We will be doing a lot of plots in bokeh so we'll **create a function with the aesthetics we will use for each plot**.

In [3]:
def plot_aes(p, legend = "top_right"):
    p.xgrid.grid_line_color = None
    p.ygrid.grid_line_color = None
    p.xaxis.minor_tick_line_color = None
    p.yaxis.minor_tick_line_color = None
    p.title.text_font_size = '16pt'
    p.outline_line_color = None
    p.legend.location = legend

Reading csv file & looking at five first observations:

In [4]:
goodreads = pd.read_csv('goodreads.csv')
goodreads.head()

Unnamed: 0,NumberOfPages,Genres,Description,BookCoverURL,Author,Reviews,MainGenre,Score,NumberOfReviews,NumberOfRating,Year,Title,AllGenres
0,157,Christian Fiction,Trying to heal the ache she feels in her empty...,https://www.goodreads.com/book/photo/32793383-...,Jody Hedlund,Available for Free on Kindle right now! Pure H...,Christian,4.29,37,146,2017,An Awakened Heart,"Christian Fiction,Romance,Historical,Novella,C..."
1,157,Christian Fiction,Trying to heal the ache she feels in her empty...,https://www.goodreads.com/book/photo/32793383-...,Jody Hedlund,Available for Free on Kindle right now! Pure H...,Christian,4.29,37,146,2017,An Awakened Heart,"Christian Fiction,Romance,Historical,Novella,C..."
2,157,Christian Fiction,Trying to heal the ache she feels in her empty...,https://www.goodreads.com/book/photo/32793383-...,Jody Hedlund,Available for Free on Kindle right now! Pure H...,Christian,4.29,37,146,2017,An Awakened Heart,"Christian Fiction,Romance,Historical,Novella,C..."
3,320,Nonfiction,"In the 1920s, the richest people per capita in...",https://www.goodreads.com/book/photo/29496076-...,David Grann,The Osage Indians lived in Kansas until the 18...,Crime,4.3,221,997,2017,Killers of the Flower Moon,"Nonfiction,History,Crime,True Crime,Mystery,Cr..."
4,157,Christian Fiction,Trying to heal the ache she feels in her empty...,https://www.goodreads.com/book/photo/32793383-...,Jody Hedlund,Available for Free on Kindle right now! Pure H...,Christian,4.29,37,146,2017,An Awakened Heart,"Christian Fiction,Romance,Historical,Novella,C..."


# Cleaning the data

First, let's make sure all of our observations are **unique**.

In [5]:
goodreads.drop_duplicates(inplace = True)

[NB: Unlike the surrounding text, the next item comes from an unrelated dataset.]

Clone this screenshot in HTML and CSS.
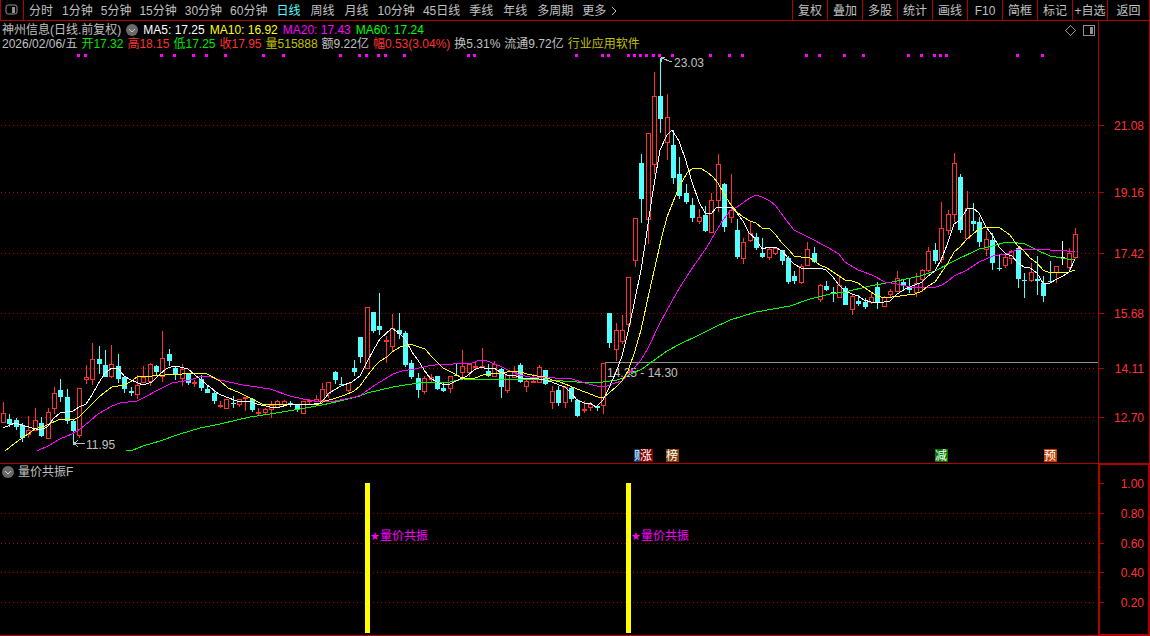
FILE: index.html
```html
<!DOCTYPE html>
<html lang="zh-CN">
  <head>
    <meta charset="utf-8" />
    <title>神州信息 日线</title>

    <link rel="stylesheet" href="styles.css">
  </head>

  <body>
    <header class="toolbar">
      <button class="toolbar-toggle" aria-label="侧栏">
        <svg width="14" height="12" viewBox="0 0 14 12">
          <rect x="1" y="1" width="11" height="9" rx="2" fill="none" stroke="#909090" />
          <rect x="7" y="3" width="3" height="6" fill="#909090" />
        </svg>
      </button>
      <nav class="periods">
        <button class="wide">分时</button>
        <button>1分钟</button>
        <button>5分钟</button>
        <button>15分钟</button>
        <button>30分钟</button>
        <button>60分钟</button>
        <button class="wide active">日线</button>
        <button class="wide">周线</button>
        <button class="wide">月线</button>
        <button>10分钟</button>
        <button>45日线</button>
        <button class="wide">季线</button>
        <button class="wide">年线</button>
        <button class="wide">多周期</button>
        <button class="more">更多
          <svg width="6" height="10" viewBox="0 0 6 10"><path d="M1 1l4 4-4 4" fill="none" stroke="#c0c0c0" /></svg>
        </button>
      </nav>
      <div class="tools">
        <button>复权</button>
        <button>叠加</button>
        <button>多股</button>
        <button>统计</button>
        <button>画线</button>
        <button>F10</button>
        <button>简框</button>
        <button>标记</button>
        <button>+自选</button>
        <button class="back">返回</button>
      </div>
    </header>

    <main>
      <section class="panel">
        <svg id="price" class="chart" viewBox="0 21 1150 442"></svg>
        <div class="info">
          <div class="row row--ma">
            <span class="stock">神州信息(日线.前复权)</span>
            <button class="fold" aria-label="展开">
              <svg width="12" height="12" viewBox="0 0 12 12"><circle cx="6" cy="6" r="6" fill="#6a6a6a" /><path d="M3 5l3 3 3-3" fill="none" stroke="#d0d0d0" /></svg>
            </button>
            <span class="white">MA5: 17.25</span>
            <span class="yellow">MA10: 16.92</span>
            <span class="magenta">MA20: 17.43</span>
            <span class="green">MA60: 17.24</span>
          </div>
          <div class="row">
            <span>2026/02/06/五</span>
            <span class="up-green">开17.32</span>
            <span class="red">高18.15</span>
            <span class="up-green">低17.25</span>
            <span class="red">收17.95</span>
            <span class="olive">量515888</span>
            <span>额9.22亿</span>
            <span class="red">幅0.53(3.04%)</span>
            <span>换5.31%</span>
            <span>流通9.72亿</span>
            <span class="olive">行业应用软件</span>
          </div>
        </div>
      </section>

      <section class="panel">
        <svg id="signal" class="chart" viewBox="0 463 1150 173"></svg>
        <div class="info">
          <div class="row row--title">
            <button class="fold" aria-label="展开">
              <svg width="12" height="12" viewBox="0 0 12 12"><circle cx="6" cy="6" r="6" fill="#6a6a6a" /><path d="M3 5l3 3 3-3" fill="none" stroke="#d0d0d0" /></svg>
            </button>
            <span>量价共振F</span>
          </div>
        </div>
      </section>
    </main>

    <script src="chart.js"></script>
  </body>
</html>
```

FILE: styles.css
```css
:root {
  --line: #b00000;
  --red: #ff3232;
  --cyan: #54ffff;
  --text: #c0c0c0;
}

* {
  box-sizing: border-box;
}

body {
  margin: 0;
  background: #000;
  color: var(--text);
  font-family: 'Liberation Sans', 'Noto Sans CJK SC', sans-serif;
  font-size: 12px;
  line-height: 14px;
}

button {
  margin: 0;
  padding: 0;
  border: 0;
  background: none;
  color: inherit;
  font: inherit;
  white-space: nowrap;
  cursor: pointer;
}

svg {
  display: block;
}

.toolbar {
  display: flex;
  height: 21px;
  border: 1px solid var(--line);
  border-top: 0;
}

.toolbar-toggle {
  width: 23px;
  padding-left: 4px;
  border-right: 1px solid var(--line);
}

.periods {
  display: flex;
  flex: 1;
}

.periods button {
  padding: 1px 4px 0;
}

.periods .wide {
  padding: 1px 5px 0;
}

.periods .active {
  color: var(--cyan);
}

.periods .more {
  display: flex;
  align-items: center;
  gap: 5px;
}

.tools {
  display: flex;
}

.tools button {
  width: 35px;
  padding-top: 1px;
  border-left: 1px solid var(--line);
}

.tools .back {
  width: 42px;
}

.panel {
  display: grid;
}

.chart,
.info {
  grid-area: 1 / 1;
}

.chart {
  width: 100%;
  height: auto;
}

.info {
  padding: 2px;
}

.row {
  display: flex;
  align-items: center;
  gap: 4px;
  white-space: nowrap;
}

.row--ma {
  gap: 5px;
}

.row--title {
  gap: 4px;
}

.white { color: #fff; }
.yellow { color: #ff0; }
.magenta { color: #f0f; }
.green { color: #0f0; }
.up-green { color: #00e600; }
.red { color: var(--red); }
.olive { color: #c0c000; }

/* chart parts */
.chart * {
  shape-rendering: crispEdges;
}

.chart text {
  fill: var(--text);
}

.chart .axis-label {
  fill: var(--red);
  text-anchor: end;
}

.grid {
  stroke: var(--line);
  stroke-dasharray: 1 3;
}

.frame {
  fill: none;
  stroke: var(--line);
}

.frame--active {
  stroke-width: 2;
}

.up {
  fill: none;
  stroke: var(--red);
}

.down {
  fill: var(--cyan);
}

.flat {
  fill: #fff;
}

.ma {
  fill: none;
  stroke-width: 1;
}

.ma5 { stroke: #fff; }
.ma10 { stroke: #ff0; }
.ma20 { stroke: #f0f; }
.ma60 { stroke: #0f0; }

.dot {
  fill: #f0f;
}

.level,
.arrow {
  fill: none;
  stroke: #909090;
}

.arrow {
  stroke: var(--text);
}

.chart .badge-text {
  fill: #fff;
}

.bar {
  fill: #ff0;
}

.chart .mark {
  fill: #f0f;
}

.star {
  font-family: 'DejaVu Sans', sans-serif;
  font-size: 11px;
}
```

FILE: chart.js
```js
const NS = 'http://www.w3.org/2000/svg'
const $price = document.querySelector('#price')
const $signal = document.querySelector('#signal')

const STEP = 6.383
const AXIS = 1098

// kind, high, body top, body bottom, low
const candles = `
r 402 413 422 423|c 414 419 424 427|c 418 420 427 430|c 423 425 438 442|r 416 430 434 438
r 408 420 430 430|c 417 423 436 437|r 408 412 438 438|r 387 393 408 414|c 379 390 397 402
c 389 397 421 424|c 420 421 431 445|r 388 388 435 438|r 365 377 379 384|r 343 359 379 385
c 346 359 364 374|c 350 365 377 377|r 345 364 376 378|c 354 366 379 383|c 376 377 389 393
c 387 391 393 396|r 375 385 394 399|r 366 377 382 383|r 363 364 381 386|c 365 366 372 376
r 331 358 376 382|c 349 354 361 366|c 367 368 374 380|r 364 369 378 386|c 373 374 383 385
r 380 382 383 387|c 375 379 388 391|c 385 389 393 393|c 391 393 401 404|r 401 405 406 408
r 399 399 408 408|c 396 403 404 408|r 399 399 404 407|r 397 397 398 411|c 398 399 410 412
r 408 412 413 415|r 408 409 412 415|r 401 405 409 418|r 400 401 407 407|r 400 401 404 406
c 401 403 404 407|c 404 405 410 412|r 401 401 413 413|r 399 400 401 405|r 395 399 401 401
r 383 389 400 401|r 382 382 393 398|c 371 372 380 384|c 377 384 385 385|r 383 383 390 392
c 360 368 372 376|c 337 337 357 363|r 307 307 368 369|c 312 312 331 333|c 293 326 330 335
r 336 340 341 363|r 314 328 346 351|c 313 330 334 339|c 331 333 365 367|c 360 363 377 379
c 373 378 390 398|r 376 378 391 394|r 374 377 379 382|c 376 376 389 390|c 383 388 391 392
r 376 376 388 393|c 363 375 376 376|r 350 366 372 377|r 364 364 372 377|r 362 366 367 370
r 348 366 367 368|c 364 371 376 377|r 361 364 376 376|c 368 369 387 398|r 375 375 390 393
r 366 372 377 377|c 363 365 382 383|r 380 381 386 392|r 374 381 382 383|r 365 367 382 382
c 370 370 384 385|r 386 391 402 409|c 386 390 403 406|r 386 387 402 408|c 387 388 399 402
c 399 400 416 417|r 401 409 410 413|r 402 404 407 411|c 405 406 408 411|r 363 363 405 414
c 313 313 343 348|r 323 330 349 361|r 315 330 341 344|r 277 277 324 327|r 218 218 260 267
c 154 163 199 223|r 133 133 219 244|r 72 96 164 174|c 58 96 119 133|r 94 117 142 160
c 130 145 178 184|c 157 174 196 199|c 184 193 202 204|c 198 205 218 222|r 209 217 221 224
c 206 215 231 232|r 193 200 232 232|r 154 164 200 212|c 183 184 227 232|r 174 210 217 223
c 219 230 257 259|r 238 242 258 264|r 222 233 240 242|c 233 237 248 250|c 238 253 257 258
r 247 249 257 260|r 247 248 253 255|c 250 250 261 265|c 256 258 282 284|c 271 276 281 284
r 264 266 282 284|r 242 249 265 265|c 247 253 262 263|r 284 285 299 302|c 281 286 290 291
c 287 292 293 302|r 275 285 297 297|c 286 288 305 305|r 294 296 309 315|c 295 301 304 306
c 298 302 307 309|r 293 297 302 304|c 282 287 303 309|r 296 297 306 306|r 289 291 294 297
r 271 278 291 291|c 279 282 286 291|c 279 288 290 293|r 273 283 292 297|r 269 270 279 292
r 247 251 270 272|c 243 250 261 264|r 202 228 259 263|r 210 214 230 235|r 153 163 214 222
c 174 177 230 233|r 191 208 238 238|c 203 221 224 231|c 217 222 242 247|r 231 239 249 256
c 233 240 263 270|c 255 268 269 271|r 255 257 265 268|r 250 251 258 264|c 247 248 279 288
c 273 280 281 298|r 263 272 280 282|c 256 279 281 295|c 276 283 296 302|c 261 281 282 282
r 266 266 272 283|w 241 257 258 265|r 248 253 267 271|r 228 234 257 259
`.trim().split(/[|\n]/).map((s) => s.split(' '))

const averages = {
  ma60: `126,451 133,450 143,446 160,441 180,434 200,428 220,424 237,420 250,417 270,414 300,409
    322,405 340,401 360,396 367,393 393,387 418,383 450,382 463,379 547,380 563,381 577,382 603,382
    617,380 623,378 633,373 642,369 653,361 667,351 680,344 697,336 713,328 730,320 756,312 790,306
    810,299 830,294 845,292 870,286 897,281 920,276 935,271 954,261 979,249 993,246 1006,242
    1018,243 1025,244 1037,250 1050,256 1067,259 1075,259`,
  ma20: `37,451 48,446 60,439 72,434 80,429 90,421 98,414 112,406 120,403 137,401 145,397 160,389
    172,383 190,380 202,376 208,376 220,380 243,385 270,389 290,396 303,399 315,401 335,401 345,399
    355,397 361,395 368,390 375,385 385,379 393,374 402,371 415,369 428,366 435,365 453,364 472,363
    480,360 487,361 495,364 502,367 510,371 520,375 530,377 545,377 555,378 572,379 585,383 597,386
    607,386 615,383 622,381 628,375 641,360 648,348 660,323 667,310 680,287 691,270 700,257 707,247
    715,233 723,220 731,210 737,207 750,198 756,195 762,197 770,201 776,206 783,216 794,230 810,238
    827,247 839,254 845,262 858,270 872,275 885,282 897,284 910,287 936,287 942,285 948,281 954,276
    967,270 979,262 993,256 1006,254 1012,252 1018,249 1037,249 1050,250 1067,251 1075,252`,
  ma10: `5,451 15,443 28,434 35,429 45,426 60,419 73,420 79,417 86,410 92,404 98,398 105,392 112,387
    125,385 133,380 137,377 152,376 165,375 200,373 207,374 220,381 228,388 240,393 250,398 262,404
    268,405 320,404 325,401 333,399 345,395 354,391 360,386 367,376 375,366 380,361 387,357 392,352
    400,347 410,344 425,349 432,357 443,368 453,373 462,378 475,378 483,375 500,373 507,372 517,371
    527,374 537,376 545,377 552,380 560,382 570,386 577,389 585,392 598,397 604,397 609,393 616,387
    622,381 628,371 635,351 641,330 649,293 655,267 661,240 667,217 673,202 680,185 687,173 693,168
    700,168 707,172 713,177 718,183 724,194 731,205 737,212 743,217 750,221 756,223 762,228 770,229
    776,235 782,243 789,250 794,256 801,257 810,258 820,265 827,268 833,272 845,280 852,281 858,283
    865,288 877,296 885,298 900,296 915,294 922,291 928,286 935,282 941,273 948,263 954,252 960,247
    967,239 973,234 979,229 987,227 1000,228 1010,235 1017,245 1024,251 1030,258 1037,263 1043,270
    1050,273 1069,272 1075,270`,
  ma5: `3,428 15,423 22,425 32,428 40,430 47,427 54,418 60,413 73,411 79,407 86,404 92,395 98,384
    105,373 112,368 118,368 124,376 131,380 143,385 152,382 160,374 166,369 173,366 180,367 188,369
    195,375 200,379 211,388 219,394 226,397 237,401 249,401 257,404 270,407 280,407 287,405 299,404
    314,404 320,403 325,398 329,393 341,386 352,382 360,376 367,362 374,349 380,339 392,328 400,334
    405,339 412,352 418,360 424,370 430,378 437,382 444,385 450,384 460,379 467,376 474,370 481,367
    487,369 494,368 500,372 507,375 516,376 521,378 533,378 545,380 552,382 559,385 565,387 571,393
    577,400 584,403 590,403 596,407 603,400 609,388 616,372 622,356 628,332 634,304 641,270 645,245
    652,197 660,150 667,135 672,130 679,141 686,161 692,182 699,202 705,213 711,214 717,207 731,207
    737,213 743,221 749,233 756,239 762,249 769,247 775,247 782,251 788,258 794,264 801,268 820,268
    826,270 833,277 839,285 845,291 852,294 858,296 864,300 871,302 884,302 890,301 897,294 907,288
    915,285 922,282 928,276 935,271 941,260 947,245 954,224 960,220 967,209 973,208 979,213 986,227
    993,236 999,247 1006,254 1012,256 1018,263 1024,267 1030,268 1037,273 1043,283 1050,283
    1057,279 1063,276 1069,272 1075,259`,
}

const dots = [
  78, 85, 161, 174, 193, 206, 225, 263, 283, 340, 359, 366, 378, 385, 404, 468, 474, 576, 602, 608,
  628, 634, 640, 646, 653, 659, 672, 710, 729, 742, 806, 819, 844, 863, 908, 921, 934, 940, 946,
  1017, 1042,
]

const priceTicks = [[125, '21.08'], [192, '19.16'], [253, '17.42'], [313, '15.68'], [368, '14.11'], [417, '12.70']]
const signalTicks = [[483, '1.00'], [513, '0.80'], [543, '0.60'], [572, '0.40'], [602, '0.20']]

// later badges cover earlier ones
const badges = [
  [634, '财', '#003c78'],
  [640, '涨', '#800000'],
  [666, '榜', '#804000'],
  [935, '减', '#007800'],
  [1044, '预', '#c04000'],
]

function add(parent, name, attrs, text) {
  const el = document.createElementNS(NS, name)
  for (const key in attrs) el.setAttribute(key, attrs[key])
  if (text) el.textContent = text
  parent.appendChild(el)
  return el
}

function path(parent, cls, d) {
  return add(parent, 'path', { class: cls, d })
}

function drawTick(svg, y, label) {
  path(svg, 'frame', `M${AXIS} ${y + 0.5}h6`)
  add(svg, 'text', { class: 'axis-label', x: 1144, y: y + 5 }, label)
}

function drawCandle([kind, ...values], i) {
  const [high, top, bottom, low] = values.map(Number)
  const x = Math.floor(3.4 + STEP * i)

  if (kind === 'r') {
    // hollow body, wick only outside of it
    path($price, 'up', `M${x + 0.5} ${high}V${top}M${x + 0.5} ${bottom}V${Math.max(low, bottom)}`)
    add($price, 'rect', { class: 'up', x: x - 1.5, y: top + 0.5, width: 4, height: bottom - top })
    return
  }

  const cls = kind === 'c' ? 'down' : 'flat'
  add($price, 'rect', { class: cls, x, y: high, width: 1, height: low - high })
  add($price, 'rect', { class: cls, x: x - 2, y: top, width: 5, height: bottom - top })
}

function drawPrice() {
  priceTicks.forEach(([y, label]) => {
    path($price, 'grid', `M1 ${y + 0.5}H${AXIS - 3}`)
    drawTick($price, y, label)
  })
  path($price, 'frame', `M${AXIS + 0.5} 21V463M1149.5 21V463`)

  path($price, 'level', `M605 362.5H${AXIS}`)
  add($price, 'text', { x: 607, y: 377 }, '14.25 - 14.30')

  candles.forEach(drawCandle)
  for (const name in averages) {
    add($price, 'polyline', { class: `ma ${name}`, points: averages[name] })
  }
  dots.forEach((x) => add($price, 'rect', { class: 'dot', x: x - 1, y: 54, width: 3, height: 3 }))

  path($price, 'arrow', 'M74 443.5H85M78 440L74 443.5L78 447')
  add($price, 'text', { x: 86, y: 449 }, '11.95')
  path($price, 'arrow', 'M661 58L672 62M665 57.5H661V62')
  add($price, 'text', { x: 674, y: 67 }, '23.03')

  badges.forEach(([x, label, fill]) => {
    add($price, 'rect', { x, y: 449, width: 13, height: 13, fill })
    add($price, 'text', { class: 'badge-text', x, y: 460 }, label)
  })

  // corner tools
  path($price, 'level', 'M1070.5 25.5l5 5-5 5-5-5z')
  add($price, 'rect', { class: 'level', x: 1083.5, y: 25.5, width: 11, height: 10, rx: 1 })
  add($price, 'rect', { x: 1090, y: 27, width: 3, height: 7, fill: '#909090' })
}

function drawSignal() {
  signalTicks.forEach(([y, label], i) => {
    if (i > 0) {
      path($signal, 'grid', `M1 ${y + 0.5}H${AXIS - 3}`)
      path($signal, 'frame', `M${AXIS} ${y - 14.5}h3`)
    }
    drawTick($signal, y, label)
  })
  path($signal, 'frame', `M0 463.5H${AXIS}M0 635.5H${AXIS}`)
  add($signal, 'rect', { class: 'frame frame--active', x: AXIS + 1, y: 464, width: 50, height: 171 })

  ;[365, 626].forEach((x) => {
    add($signal, 'rect', { class: 'bar', x, y: 483, width: 5, height: 150 })
    const $mark = add($signal, 'text', { class: 'mark', x: x + 5, y: 540 })
    add($mark, 'tspan', { class: 'star' }, '★')
    add($mark, 'tspan', {}, '量价共振')
  })
}

drawPrice()
drawSignal()
```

The columns 'Ranking', 'NumberOfPages', 'NumberOfReviews', 'NumberOfRatings' and 'Score' are already of numeric type.
We need to **turn the column 'TotalScore' into a numeric type**.

In our analysis, we will differentiate the books by their score. We'll create categories for the score and add a column **ScoreCat**.

In [6]:
goodreads['ScoreCat'] = goodreads['Score'].apply(lambda x: int(x)) # convert to integer

def scorecat(row):
    if (row['Score'] >= 0) and (row['Score'] <=1.5):
        return '1 star'
    elif (row['Score'] > 1.5) and (row['Score'] <=2.5):
        return '2 stars'
    elif (row['Score'] > 2.5) and (row['Score'] <=3.5):
        return '3 stars'
    elif (row['Score'] > 3.5) and (row['Score'] <=4.5):
        return '4 stars'
    else:
        return '5 stars'

goodreads['ScoreCat'] = goodreads.apply(lambda x: scorecat(x), axis = 1)

## The 'Reviews' column

The 'Reviews' column requires a little bit more cleaning. We will have to do some **stemming and lemmatization**. First we'll remove any puntuation and replace multiple white spaces with one. We'll take care of the stemming and lemmatization a bit later, when the time comes.

In [7]:
goodreads['Reviews'] = [re.sub( '[!"#$%&()*+\',-.:;<=>?@[]^_`{|}~/&]*', " ", reviews).strip() for reviews in goodreads['Reviews']]
goodreads['Reviews'] = [re.sub( '\s+', " ", reviews).strip() for reviews in goodreads['Reviews']]
goodreads['Reviews'] = [re.sub( '\d+', " ", reviews).strip() for reviews in goodreads['Reviews']]
goodreads['Reviews'] = [reviews.lower() for reviews in goodreads['Reviews']]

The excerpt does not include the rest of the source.